According to Hegel (and relatives) the dialectic process can be demonstrated (thus proved) at a fundamental level. That of pure Being itself. Thus, at least according to Hegel (drawing inspiration from Heraclitus), the unity of opposites, as necessary part of the dialectic process, holds true.
So assuming that unity of opposites holds true what does this mean for logic?
In contrast to some opinions, dialectic, as used by Hegel and relatives, does not violate the law of non-contradiction (thus requiring some paraconsistent logic) because the "opposites" need not both hold in the same sense and at the same time.

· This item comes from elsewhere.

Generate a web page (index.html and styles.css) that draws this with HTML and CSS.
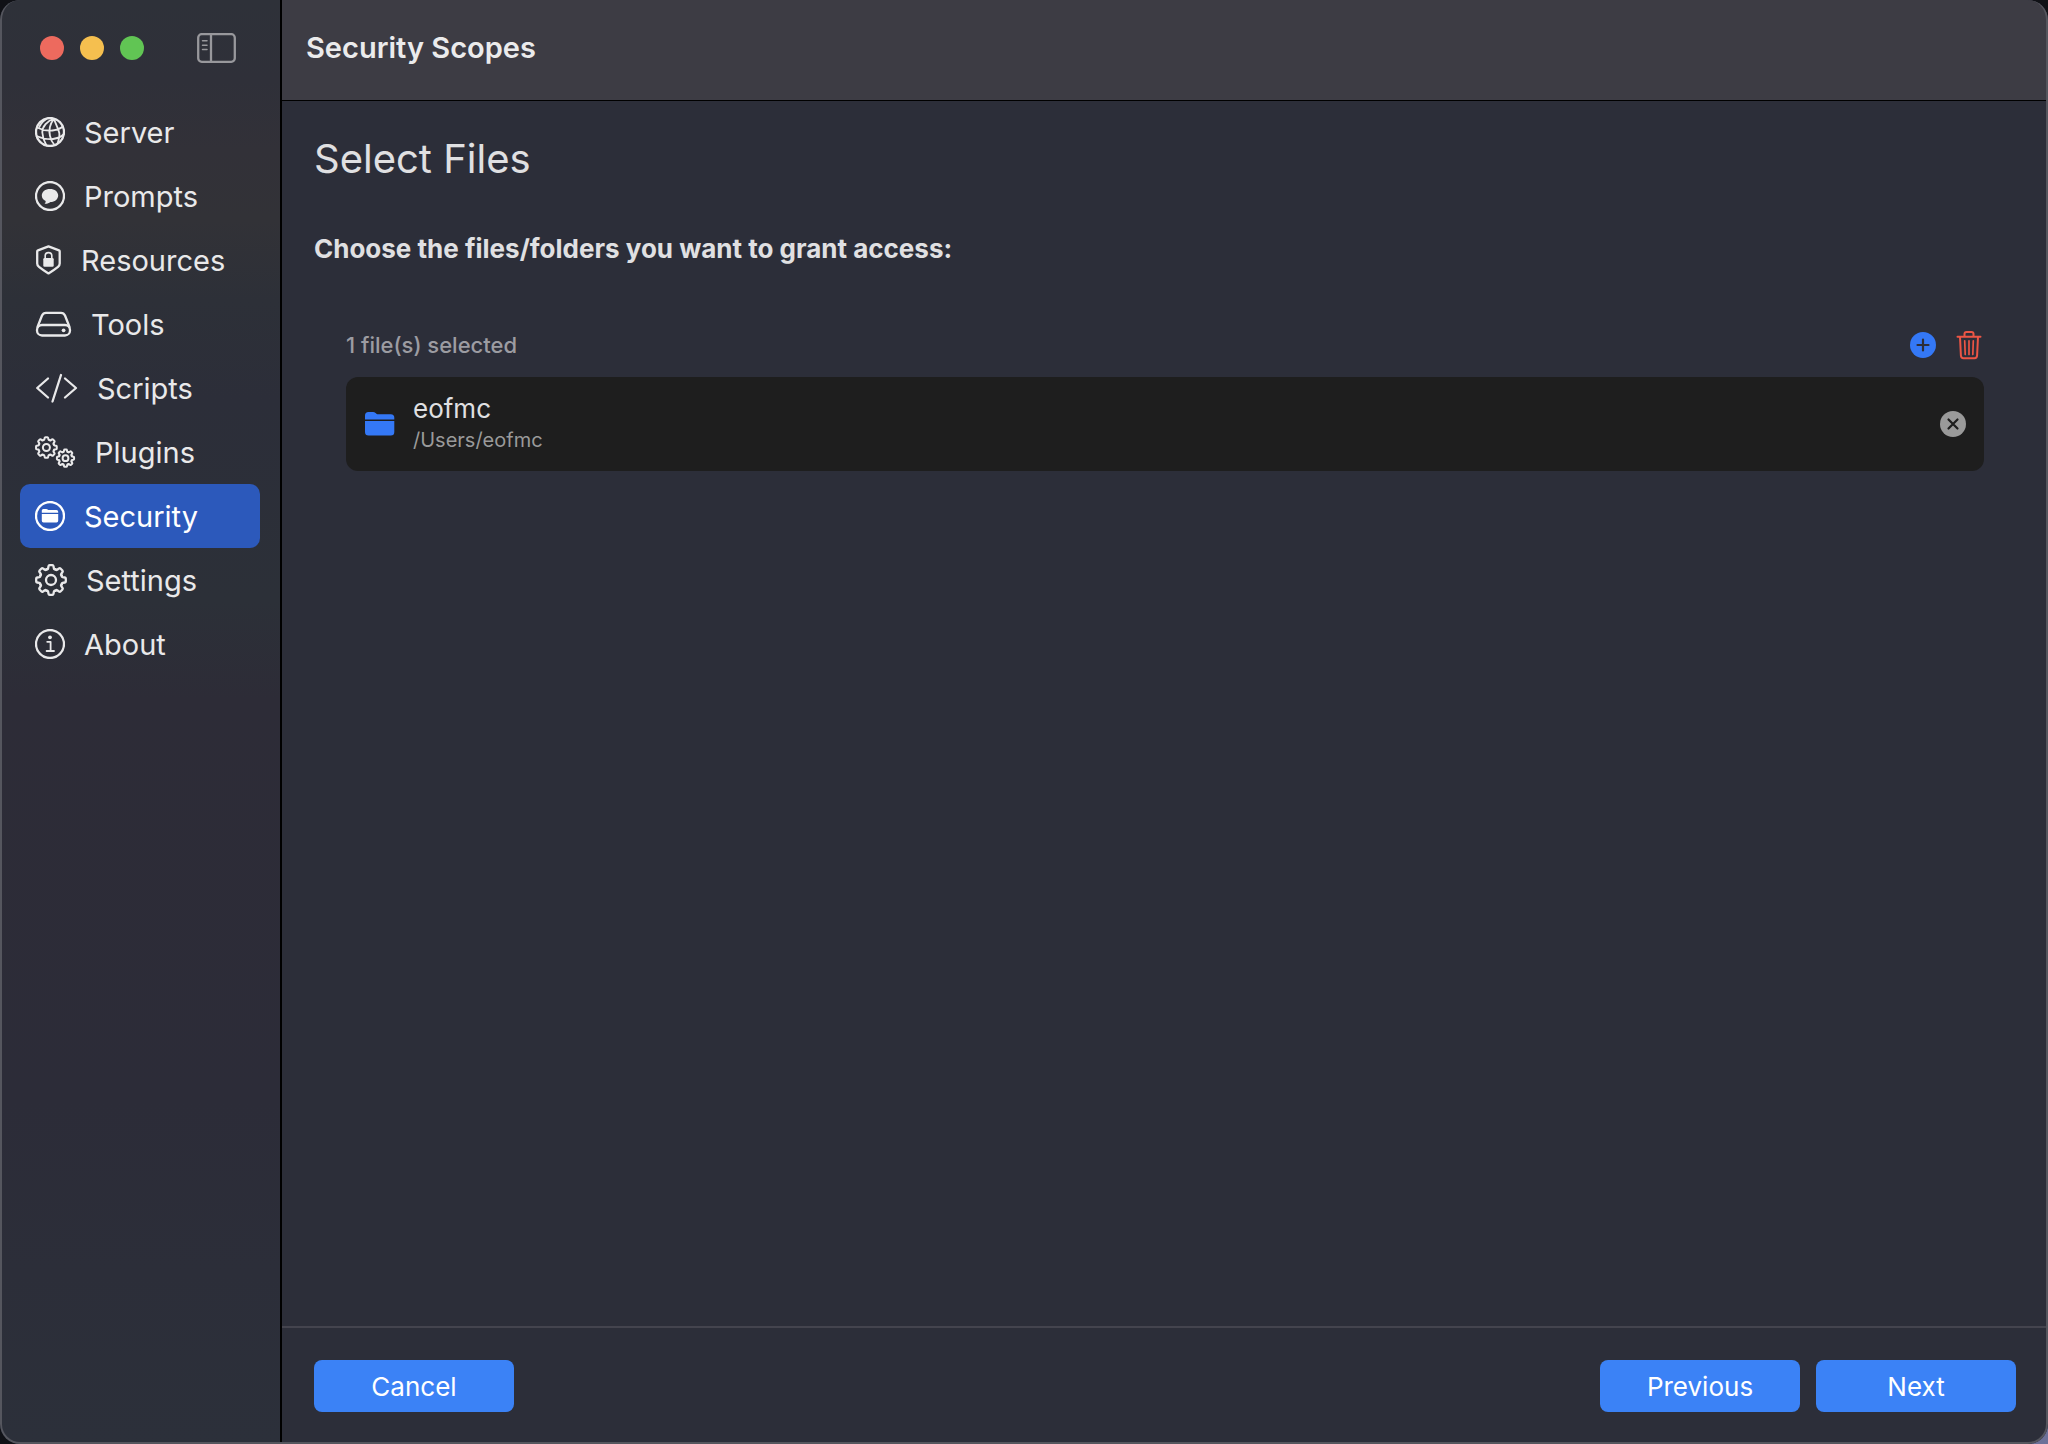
FILE: index.html
```html
<!DOCTYPE html>
<html lang="en">

<head>
    <title>Security Scopes</title>
    <meta charset="UTF-8" />
    <meta name="viewport" content="width=device-width, initial-scale=1.0" />
    <link rel="stylesheet" href="styles.css">
</head>

<body>
    <!-- shared gear outline: one tooth, repeated around the hub -->
    <svg class="defs" aria-hidden="true">
        <defs>
            <path id="tooth" vector-effect="non-scaling-stroke" d="M-4.47 -10.8Q-3.2 -10.3 -2.9 -11.6L-2.5 -13.8Q-2.3 -14.8 -1.4 -14.8H1.4Q2.3 -14.8 2.5 -13.8L2.9 -11.6Q3.2 -10.3 4.47 -10.8" />
            <g id="gear">
                <use href="#tooth" />
                <use href="#tooth" transform="rotate(45)" />
                <use href="#tooth" transform="rotate(90)" />
                <use href="#tooth" transform="rotate(135)" />
                <use href="#tooth" transform="rotate(180)" />
                <use href="#tooth" transform="rotate(225)" />
                <use href="#tooth" transform="rotate(270)" />
                <use href="#tooth" transform="rotate(315)" />
                <circle r="5" vector-effect="non-scaling-stroke" />
            </g>
        </defs>
    </svg>
    <div class="window">
        <aside class="sidebar">
            <div class="titlebar">
                <div class="lights">
                    <button class="light red" type="button" aria-label="Close"></button>
                    <button class="light yellow" type="button" aria-label="Minimize"></button>
                    <button class="light green" type="button" aria-label="Zoom"></button>
                </div>
                <button class="icon-button toggle" type="button" aria-label="Toggle Sidebar">
                    <svg class="line" width="40" height="30" viewBox="0 0 40 30">
                        <rect x="2.2" y="1.2" width="36.6" height="27.6" rx="3.5" />
                        <path d="M15 1.5V28.5" />
                        <path stroke-width="1.5" d="M6.5 7.7H11M6.5 12.2H11M6.5 16.6H11" />
                    </svg>
                </button>
            </div>
            <nav class="menu">
                <a href="#server">
                    <svg class="line" width="30" height="30" viewBox="0 0 30 30">
                        <circle cx="15" cy="15" r="14" />
                        <path stroke-width="1.8" d="M19 1.8C12.5 3.5 7 9.5 7.3 15.5Q7.6 22 11.5 28.5M19 1.8C15 7 13.5 13 15 19Q16.2 24.5 19.5 28M19 1.8C20.5 7 23.5 12 24.3 16Q24.8 20 22.5 26.5M11.5 2Q7.5 4 4.5 9.5M2 10.5Q10 14.5 17.5 13.5Q24.5 12.5 27.8 9.5M1.5 19Q11 23 18 22Q25 21 28.5 17.5" />
                    </svg>
                    <span>Server</span>
                </a>
                <a href="#prompts">
                    <svg class="line" width="30" height="30" viewBox="0 0 30 30">
                        <circle cx="15" cy="15" r="14" />
                        <path class="solid" d="M15 8C19.7 8 23.2 10.7 23.2 14.5S19.7 21 15.5 21C13.5 22.6 11.5 23 9.6 22.7C10.4 21.9 10.8 21 10.7 20C8.2 18.9 6.8 16.9 6.8 14.5C6.8 10.7 10.3 8 15 8Z" />
                    </svg>
                    <span>Prompts</span>
                </a>
                <a href="#resources">
                    <svg class="line" width="27" height="30" viewBox="0 0 27 30">
                        <path d="M13.5 1.4L24 5.3Q24.7 5.6 24.7 6.5V18.5Q24.7 20.5 23 21.9Q19 25.2 13.5 28.4Q8 25.2 4 21.9Q2.2 20.5 2.2 18.5V6.5Q2.2 5.6 3 5.3Z" />
                        <rect class="solid" x="8.3" y="13" width="10.4" height="8.8" rx="1.2" />
                        <path stroke-width="1.6" d="M10.2 13.5V10.8Q10.2 7.6 13.5 7.6T16.8 10.8V13.5" />
                    </svg>
                    <span>Resources</span>
                </a>
                <a href="#tools">
                    <svg class="line" width="37" height="30" viewBox="0 0 37 30">
                        <path d="M2.5 18L7 6.500Q8.2 3.800 11 3.800H26Q28.800 3.800 30 6.500L34.500 18" />
                        <rect x="2" y="16" width="33" height="10.5" rx="5" />
                        <circle class="solid" cx="28.6" cy="21.3" r="1.9" />
                    </svg>
                    <span>Tools</span>
                </a>
                <a href="#scripts">
                    <svg class="line" width="43" height="30" viewBox="0 0 43 30">
                        <path d="M13 5.5L2.2 15L13 24.5M30 5.5L41 15L30 24.5M26 2L17.5 28.5" />
                    </svg>
                    <span>Scripts</span>
                </a>
                <a href="#plugins">
                    <svg class="line thin" width="41" height="34" viewBox="0 0 41 34">
                        <use href="#gear" transform="translate(11.4 12.5) scale(.7)" />
                        <use href="#gear" transform="translate(30.5 23.2) scale(.58)" />
                    </svg>
                    <span>Plugins</span>
                </a>
                <a href="#security" class="active" aria-current="page">
                    <svg class="line" width="30" height="30" viewBox="0 0 30 30">
                        <circle cx="15" cy="15" r="14" />
                        <path class="fill" d="M6.8 11.8V9.6Q6.8 8 8.4 8H11.3Q12 8 12.6 8.5L13.3 9H21.5Q23.2 9 23.2 10.7V11.8ZM6.8 13H23.2V19.8Q23.2 21.6 21.5 21.6H8.5Q6.8 21.6 6.8 19.8Z" />
                    </svg>
                    <span>Security</span>
                </a>
                <a href="#settings">
                    <svg class="line" width="32" height="32" viewBox="-16 -16 32 32">
                        <use href="#gear" />
                    </svg>
                    <span>Settings</span>
                </a>
                <a href="#about">
                    <svg class="line" width="30" height="30" viewBox="0 0 30 30">
                        <circle cx="15" cy="15" r="14" />
                        <circle class="fill" cx="15" cy="8.3" r="1.9" />
                        <path stroke-width="1.8" d="M12.2 12.8H15.6V21.8M11.6 22H19" />
                    </svg>
                    <span>About</span>
                </a>
            </nav>
        </aside>

        <div class="content">
            <header class="toolbar">Security Scopes</header>
            <main class="page">
                <h1>Select Files</h1>
                <h2>Choose the files/folders you want to grant access:</h2>
                <section class="files">
                    <div class="files-head">
                        <span>1 file(s) selected</span>
                        <div class="files-actions">
                            <button class="icon-button" type="button" aria-label="Add File">
                                <svg width="26" height="26" viewBox="0 0 26 26">
                                    <circle cx="13" cy="13" r="13" fill="#3478f6" />
                                    <path d="M13 7.5V18.5M7.5 13H18.5" stroke="#2c2e39" stroke-width="2.2" stroke-linecap="round" />
                                </svg>
                            </button>
                            <button class="icon-button trash" type="button" aria-label="Remove All">
                                <svg class="line thin" width="26" height="30" viewBox="0 0 26 30">
                                    <path d="M1.5 6.700H24.5M8.5 6.500V3.800Q8.5 1.900 10.5 1.900H15.5Q17.5 1.900 17.5 3.800V6.500M4 7L4.900 25.500Q5 28.200 7.5 28.200H18.5Q21 28.200 21.100 25.500L22 7" />
                                    <path stroke-width="1.7" d="M8.700 10.8L9.200 24.5M13 10.8V24.5M17.300 10.8L16.800 24.5" />
                                </svg>
                            </button>
                        </div>
                    </div>
                    <ul class="file-list">
                        <li>
                            <svg width="30" height="24" viewBox="0 0 30 24">
                                <path fill="#3478f6" d="M0 7.5V3.5Q0 0 3.5 0H8Q9.5 0 10.6 1L11.4 1.7Q12.2 2.3 13.5 2.3H25.8Q29.3 2.3 29.3 5.8V7.5ZM0 9H29.3V20Q29.3 23.5 25.8 23.5H3.5Q0 23.5 0 20Z" />
                            </svg>
                            <div class="file-text">
                                <span class="file-name">eofmc</span>
                                <span class="file-path">/Users/eofmc</span>
                            </div>
                            <button class="icon-button" type="button" aria-label="Remove eofmc">
                                <svg width="26" height="26" viewBox="0 0 26 26">
                                    <circle cx="13" cy="13" r="13" fill="#9a9a9a" />
                                    <path d="M8.5 8.5L17.5 17.5M17.5 8.5L8.5 17.5" stroke="#1e1e1e" stroke-width="2.2" stroke-linecap="round" />
                                </svg>
                            </button>
                        </li>
                    </ul>
                </section>
            </main>
            <footer class="actions">
                <button class="button" type="button">Cancel</button>
                <div class="steps">
                    <button class="button" type="button">Previous</button>
                    <button class="button" type="button">Next</button>
                </div>
            </footer>
        </div>
    </div>
</body>

</html>
```
FILE: styles.css
```css
* {
    box-sizing: border-box;
}

body {
    margin: 0;
    background: linear-gradient(to bottom right, #101116 50%, #6d7199);
    color: #e0e0e2;
    font-family: Inter, system-ui, 'Helvetica Neue', sans-serif;
    font-size: 26px;
}

h1,
h2,
ul {
    margin: 0;
    padding: 0;
}

.defs {
    position: absolute;
    width: 0;
    height: 0;
}

.window {
    position: relative;
    display: flex;
    min-height: 100vh;
    border-radius: 20px;
    background-color: #2c2e39;
    overflow: hidden;
}

/* thin light edge around the window */
.window::after {
    content: "";
    position: absolute;
    inset: 0;
    border: 2px solid #55565e;
    border-top: 0;
    border-radius: 20px;
    pointer-events: none;
}

/* icons */
svg {
    display: block;
    flex: none;
}

.line {
    fill: none;
    stroke: currentColor;
    stroke-width: 2.3;
    stroke-linecap: round;
    stroke-linejoin: round;
}

.thin {
    stroke-width: 2;
}

.solid,
.fill {
    fill: currentColor;
    stroke: none;
}

.icon-button {
    padding: 0;
    border: 0;
    background: none;
    color: inherit;
}

/* sidebar */
.sidebar {
    flex: none;
    width: 282px;
    border-right: 2px solid #000;
    background: linear-gradient(#2e3139 0, #2f3039 80px, #323138 150px, #323237 220px, #2d3038 300px, #2c2e39 400px, #2c3038 600px, #2d2c37 700px, #2c2c38 1100px, #2c303a 100%);
}

.titlebar {
    display: flex;
    align-items: center;
    justify-content: space-between;
    height: 100px;
    padding: 0 44px 4px 40px;
}

.lights {
    display: flex;
    gap: 16px;
}

.light {
    width: 24px;
    height: 24px;
    padding: 0;
    border: 0;
    border-radius: 50%;
}

.red {
    background-color: #ed6a5e;
}

.yellow {
    background-color: #f5bf4f;
}

.green {
    background-color: #61c554;
}

.toggle {
    color: #98989c;
}

.menu {
    padding: 0 20px;
}

.menu a {
    display: flex;
    align-items: center;
    gap: 19px;
    height: 64px;
    padding: 0 15px;
    border-radius: 10px;
    color: #e9e9ea;
    font-size: 29px;
    text-decoration: none;
}

.menu .active {
    background-color: #2c59bb;
    color: #fff;
}

/* content */
.content {
    display: flex;
    flex: 1;
    flex-direction: column;
}

.toolbar {
    display: flex;
    align-items: center;
    height: 101px;
    padding: 0 24px 6px;
    border-bottom: 1px solid #000;
    background-color: #3d3c44;
    color: #ebebec;
    font-size: 29px;
    font-weight: 600;
}

.page {
    flex: 1;
    padding: 32px;
}

h1 {
    font-size: 40px;
    font-weight: 400;
    line-height: 52px;
}

h2 {
    margin-top: 48px;
    font-size: 26px;
    font-weight: 700;
    line-height: 32px;
}

.files {
    padding: 64px 32px;
}

.files-head {
    display: flex;
    align-items: center;
    justify-content: space-between;
    height: 32px;
    margin-bottom: 16px;
    padding-right: 2px;
    color: #9c9ca2;
    font-size: 22px;
    font-weight: 500;
}

.files-actions {
    display: flex;
    align-items: center;
    gap: 20px;
}

.trash {
    color: #eb5545;
}

.file-list {
    list-style: none;
}

.file-list li {
    display: flex;
    align-items: center;
    gap: 18px;
    padding: 16px 18px 16px 19px;
    border-radius: 12px;
    background-color: #1e1e1e;
}

.file-text {
    display: flex;
    flex: 1;
    flex-direction: column;
}

.file-name {
    line-height: 32px;
}

.file-path {
    color: #9a9a9a;
    font-size: 20px;
    line-height: 30px;
}

/* footer */
.actions {
    display: flex;
    justify-content: space-between;
    padding: 32px;
    border-top: 2px solid #44444e;
}

.steps {
    display: flex;
    gap: 16px;
}

.button {
    width: 200px;
    height: 52px;
    border: 0;
    border-radius: 8px;
    background-color: #3b82f6;
    color: #fff;
    font-family: inherit;
    font-size: 26px;
}
```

It is important to understand that dialectic is a process that unfolds in time. There are dialectical "moments" for the thesis and the antithesis. They do not happen instantaneously at the same time. This is an important aspect of Hegelian dialectic. For example, the fundamental dialectic of Being unfolds in time (as Becoming).
Furthermore, the dialectic process (unity of opposites) entails the fluidity of identity. Identity now is a process, not static.
Thus the dialectic concept of unity of opposites need not violate the law of non-contradiction. In case the unity of opposites does violate the law of non-contradiction then some form of paraconsistent logic would be needed and classical logic would be a subset of that logic. See Dialectic logic.
That being said, it is important to point out that what is the "opposite" in a given case is not always clear nor unique. This has been pointed out even for Hegel's own more complex examples. So it is important to avoid simplistic analyses and dichotomies (as sometimes made by proponents of the theory of "opposites").